El deseo humano de suyo es un aspecto de nuestra naturaleza suficientemente complejo. Nuestros deseos, por lo general, implican la asimilación del objeto deseado de tal manera que cuando éste se alcanza lo hacemos parte de nosotros y en este proceso es consumido. Esto se ve de manera muy clara en el alimento, el cual queremos para comerlo, para consumirlo; la única manera de satisfacer tal deseo es comiendo y por lo tanto haciendo que el objeto deseado se extinga. Lo mismo sucede, al menos de manera muy similar, con casi todas las cosas que deseamos: de una manera u otra siempre las queremos para algo; es decir, siempre hay un interés de por medio que implica que lo deseado sea explotado. ¿Pero, qué pasa cuando lo que deseamos no es un objeto, un algo, sino un ser humano, un alguien? El objeto de deseo no puede ser consumido, o al menos sabemos que no lo desea y que hará todo lo posible para evitar perecer ante aquel otro que, si lo desea de ese modo, será visto como una amenaza.


Precisamente el conflicto del deseo erótico surge de esta tensión. Pero el deseo erótico, o el amor, se distingue del resto de nuestros deseos en que no opera de la misma manera. En él la dinámica del depredador y la presa se rompe y el diálogo se da entre iguales, pero de una forma tal que ambos polos de la relación participan como si estuviesen posesos por una fuerza que los sobrepasa. El enamoramiento no funciona de manera tan sencilla como el hambre, cuando uno necesita comer puede comer lo que sea; es decir, no importa si me como éste filete o aquel con tal de alimentarme. O incluso si soy muy exquisito y me gusta seleccionar mi comida, me puedo contentar con cualquier ejemplar que cumpla con las condiciones que establezco para que sea servido en mi mesa. Con el deseo erótico las cosas no son tan sencillas. Uno simplemente no escoge de manera completamente libre de quién enamorarse. Ciertamente, algo de libertad hay en tanto que decido entregarme o no a la persona que me enamora; pero no termino de ser dueño de mis emociones, no puedo controlar el sentimiento de vacío en el estómago que ella me provoca. ¿Cómo funciona ese deseo entonces?
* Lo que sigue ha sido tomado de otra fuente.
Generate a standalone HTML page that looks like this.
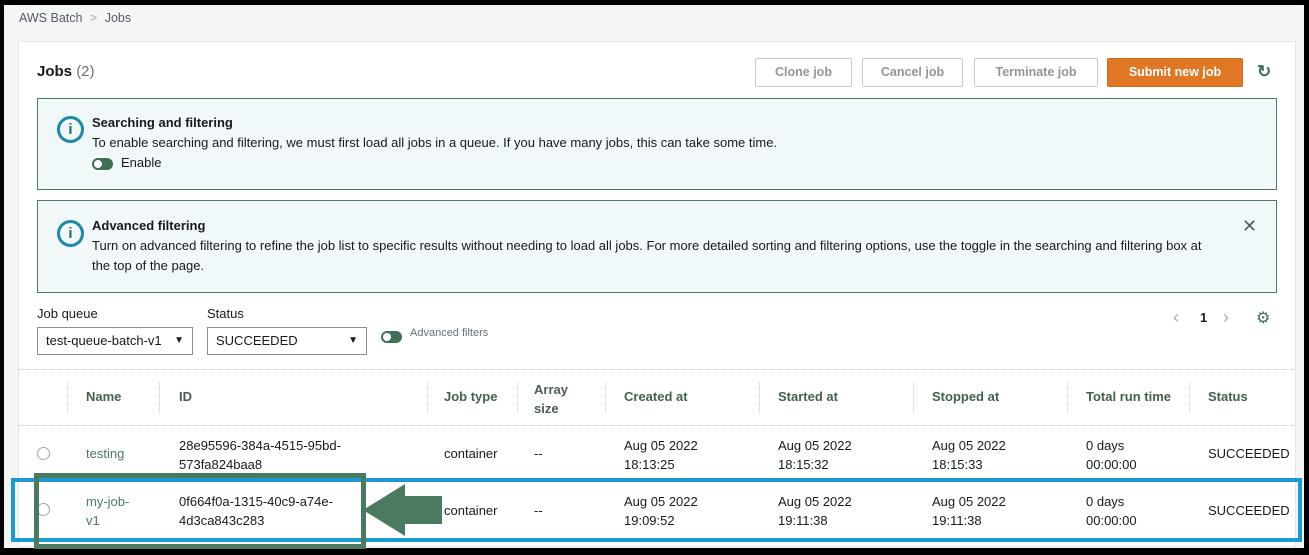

Quizá nunca llegaremos a comprenderlo por completo, pero ello no significa que no podamos hablar de él y esto es lo que hace Wagner en Tristán e Isolda, nos habla sobre ese rincón obscuro de nuestra afectividad que es el deseo erótico y el enamoramiento.


Wagner retoma lo propuesto por Schopenhauer cuando retrata a Tristán e Isolda. Nos pone delante de dos personajes que son movidos por algo más grande que ellos. Además, el mundo en que viven se opone a lo que aquella fuerza que los sobrepasa los mueve a hacer. Las reglas sociales y éticas a las cuales están atados los obligan a fingir una realidad que es ilusoria; es así que deben pretender ante el resto del mundo que nada sucede entre ellos cuando, en realidad, cada instante que pasa el uno sin el otro es un infierno en la tierra. Sólo durante la noche, al cobijo de la obscuridad que cubre las sombras del mundo con una sombra aun mayor, pueden acercarse a la satisfacción de su deseo. Pero, ¿cómo se satisface este deseo? La fuerza detrás de cada una de sus acciones es tan grande, y el deseo tan profundo, que su resolución no puede estar en el mundo del cual tanto se han esmerado por escapar. El mundo de ilusión es lo que les impide llegar a unirse de la manera en que el amor que se profesan los obliga a hacerlo. Simplemente no hay forma en que los dos personajes puedan consumar su amor si permanecen en el mundo que Schopenhauer llamó “mundo de la representación”, o de la “apariencia” para hacer notar que en él no se puede encontrar la verdad.


Sólo hay una manera de superar este deseo y de consumar el amor de Tristán e Isolda: el completo abandono de sí. Sólo a través de un desprendimiento total de la propia individualidad los personajes pueden compenetrar el ser del otro. Esto sólo se logra mediante la muerte.


El cúlmen de la obra, tanto musical como narrativo, se da en el momento en que ambos personajes mueren. Siguiendo a Schopenhauer, la manera más efectiva de superar por completo la dinámica de representaciones sería a través de la muerte; esto debido a que la muerte implica que se deja de desear por completo. Morimos y con ello ya no se desea nada más, no hay otro deseo que venga después de la satisfacción del anterior y, por lo tanto, es una manera efectiva de superar a la voluntad. Pero Tristán e Isolda no mueren por escapar del deseo o de la voluntad, sino que más bien la única manera de consumar su amor es dejando éste mundo. Su amor no encuentra otro camino que la plena satisfacción de ese deseo y ello, con la muerte, implica también que después de ese no vendrá otro deseo. No hay aquí depredador ni presa, ni se consume el objeto del deseo, sino que ambos participantes encuentran el uno en el otro una realidad que los hace abandonar su propio ser, al mundo y, con ello, a cualquier otro deseo.